While Stats, Inc. may not care about foul balls, the great baseball data site Retrosheet does (just follow the link).

In fact, Dan Fox of Baseball Analysts
has already presented a zero-order analysis using the Retrosheet data several years ago, though not of the exact question Fuld was asking.

Hierarchical Models Away

Now this is going to be a great problem for hierarchical modeling because the data in each count cell is going to be sparse. With 500 at-bats in a year, how many instances do we get of all of the possible pitch counts (0-0, 0-1, 0-2, 1-0, 1-1, 1-2, 2-0, 2-1, 2-2, 3-0, 3-1, 3-2)?

But, Please, Start with a Scatterplot

I’d be happy to see a set of scatter plots, one for each count, with a simple hitting stat on the x axis (like on-base percentage) and the observed percentage of foul balls on the y axis.

I’d do it myself, but Andrew has me chained to the C++ compiler working on Stan [just kidding, of course — we share priorities here]. But maybe if I need more time to procrastinate than this blog entry afforded, I might do it myself. The only tricky part would be writing the Python (or whatever) data munger to get the counts out of their character-sequence based pitch encoding.

7 thoughts on “Super Sam Fuld Needs Your Help (with Foul Ball stats)

  1. I feel the hunger in that last paragraph. Remember: if you get anything out it, it's not procrastination.

    "Schraw, Wadkins, and Olafson have proposed three criteria for a behavior to be classified as procrastination: it must be counterproductive, needless, and delaying."

    It's none of the above.

  2. I think I already have the code to do most of this – especially the parsing of the pitch sequence field – which is really the hard part.

    It's been a few years, but I'll take a look at when I get home and see if I can modify it to get what you/Sam are looking for.

  3. Here's some shorter term, very preliminary, very basic, very ugly plots:

    http://princeofslides.blogspot.com/2011/07/sam-fu

    Keep in mind the cleaning of the data is rather minimal and only spans from 2007 through 2010 (with only partial data from 2007). I think there's a lot more to account for here, especially the fact that we have very different hitters in the different counts…but there doesn't seem to be much enlightenment from my ugly scatter plots. (be sure to click and zoom in once, they're too large just to stick on the page).

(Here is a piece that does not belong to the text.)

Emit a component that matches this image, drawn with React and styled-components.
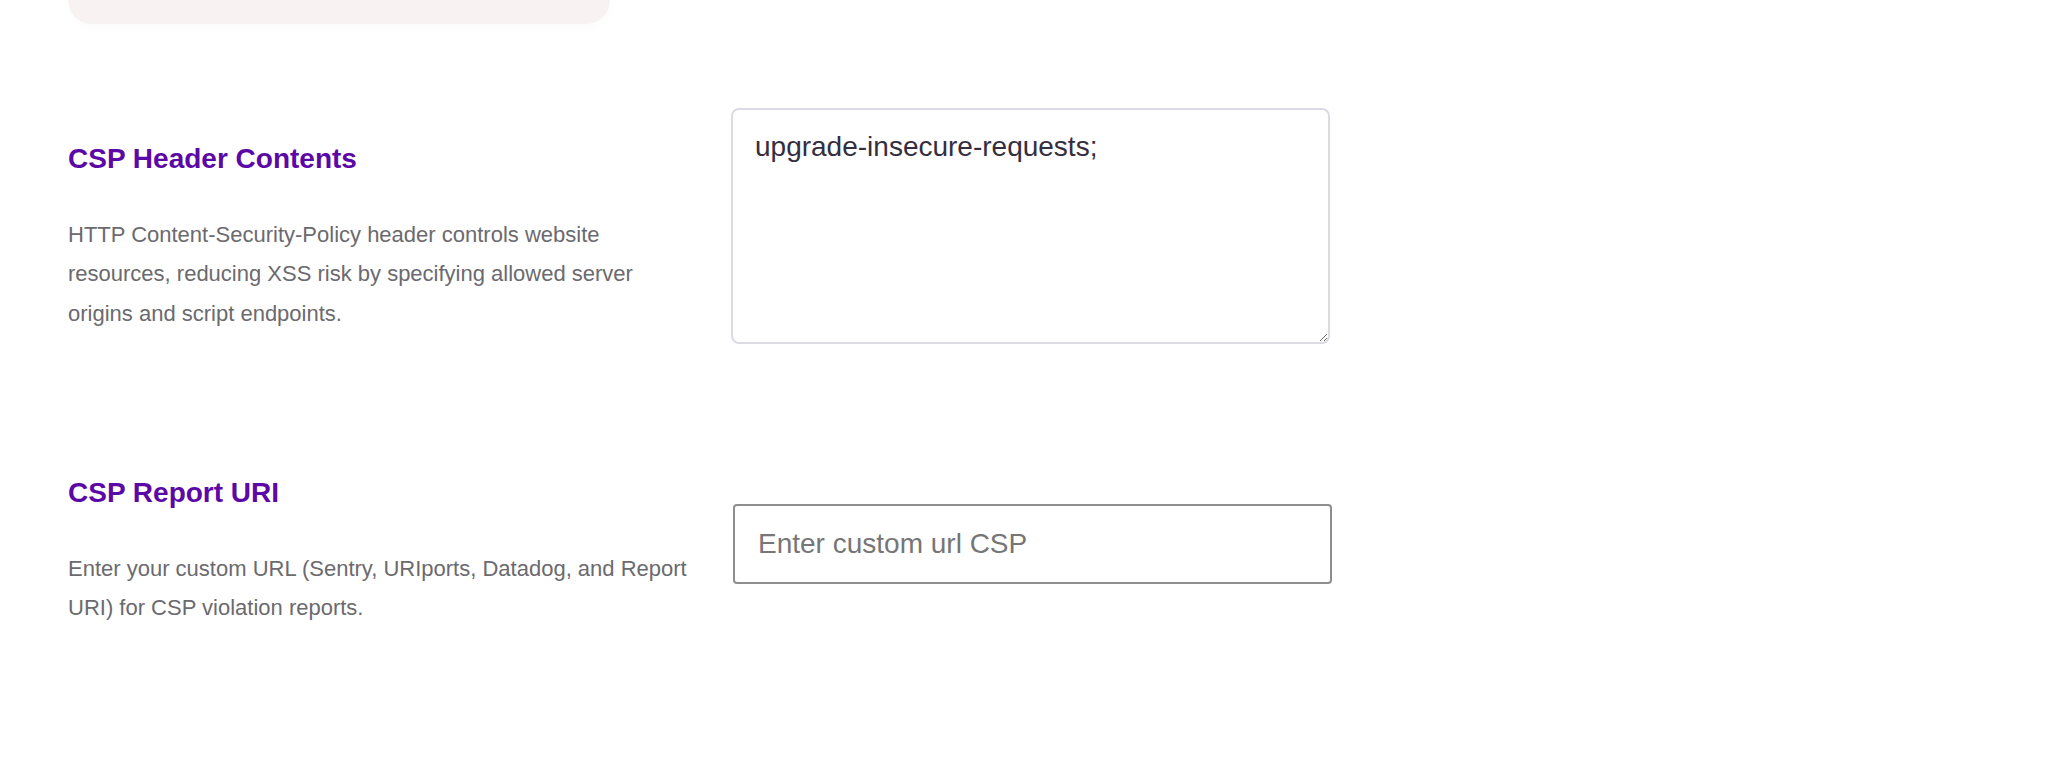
import React from "react";
import styled, { createGlobalStyle } from "styled-components";

const Global = createGlobalStyle`
  html, body { margin: 0; padding: 0; background: #ffffff; }
  body { font-family: "Liberation Sans", Arial, sans-serif; }
  * { box-sizing: border-box; }
`;

const Page = styled.div`
  padding: 0 0 0 68px;
  width: 2060px;
  min-height: 760px;
`;

const TopCard = styled.div`
  width: 542px;
  height: 24px;
  background: #f8f2f2;
  border-radius: 0 0 24px 24px;
  box-shadow: 0 4px 12px rgba(80, 40, 40, 0.02);
`;

const Settings = styled.div`
  display: flex;
  flex-direction: column;
  gap: 132px;
  margin-top: 84px;
`;

const Row = styled.section`
  display: flex;
  align-items: flex-start;
  gap: 31px;
`;

const Info = styled.div`
  width: 632px;
  flex-shrink: 0;
  padding-top: ${(p) => p.$offset || 0}px;
`;

const Title = styled.h3`
  margin: 0;
  font-size: 28px;
  line-height: 1.2;
  font-weight: 700;
  color: #5c08a6;
`;

const Desc = styled.p`
  margin: 39px 0 0;
  font-size: 22px;
  line-height: 39.8px;
  color: #6b6a6e;
`;

const Field = styled.div`
  padding-top: ${(p) => p.$offset || 0}px;
`;

const TextArea = styled.textarea`
  display: block;
  width: 599px;
  height: 236px;
  padding: 21px 22px;
  border: 2px solid #dcdbe3;
  border-radius: 8px;
  font-family: "Liberation Sans", Arial, sans-serif;
  font-size: 28px;
  color: #342e40;
  background: #ffffff;
  outline: none;
`;

const Input = styled.input`
  display: block;
  width: 599px;
  height: 80px;
  margin-left: 2px;
  padding: 0 23px;
  border: 2px solid #8e8e8e;
  border-radius: 4px;
  font-family: "Liberation Sans", Arial, sans-serif;
  font-size: 28px;
  color: #342e40;
  background: #ffffff;
  outline: none;
  &::placeholder { color: #767676; }
`;

export default function App() {
  return (
    <>
      <Global />
      <Page>
        <TopCard />
        <Settings>
          <Row>
            <Info $offset={34}>
              <Title>CSP Header Contents</Title>
              <Desc>
                HTTP Content-Security-Policy header controls website resources,
                reducing XSS risk by specifying allowed server origins and script
                endpoints.
              </Desc>
            </Info>
            <Field>
              <TextArea defaultValue="upgrade-insecure-requests;" spellCheck={false} />
            </Field>
          </Row>
          <Row>
            <Info>
              <Title>CSP Report URI</Title>
              <Desc>
                Enter your custom URL (Sentry, URIports, Datadog, and Report URI)
                for CSP violation reports.
              </Desc>
            </Info>
            <Field $offset={28}>
              <Input placeholder="Enter custom url CSP" />
            </Field>
          </Row>
        </Settings>
      </Page>
    </>
  );
}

  4. This is based on my softball knowledge from a long time ago but…

    It seems to me that if you are thinking
    "Do I hit this or not?" and then
    "I am going to have to hit so should I foul it or not?"
    then those are split second decisions that are going to reduce the time in which you can hit the ball. Therefore you lose swing time so, assuming a right-hander, the ball will go right.

    An intended hit that is mishit will more likely go straight back (if undercut) or to the left.

    I'd also expect that the distance would be less on an intended foul. The batter only needs to get it over the foul line, a mishit foul would have been intended for out of the park and have more power.

    Therefore, it seems if better players can foul on purpose then they'll have a higher count of shorter right-side fouls then straight-back or left-side fouls or long right-side fouls.

    I think I would consider only X-2 counts because players can bunt foul, which seems easier, at strike counts lower than 2. A bunt foul after the second strike is a strike-out.

  5. That's awesome. Thanks. Exactly the graphs I was talking about. Andrew's blog's like magic!

    You should send them to Sam Fuld. Maybe through Thomas Cover, who may be more likely to read his e-mail.

  6. Bob is my brother and he mentioned this blog entry to me as being "not that technical." lol. I can't understand it. I feel like I'm reading the first page of your book again. Maybe Bradley and Dylan will get this one day.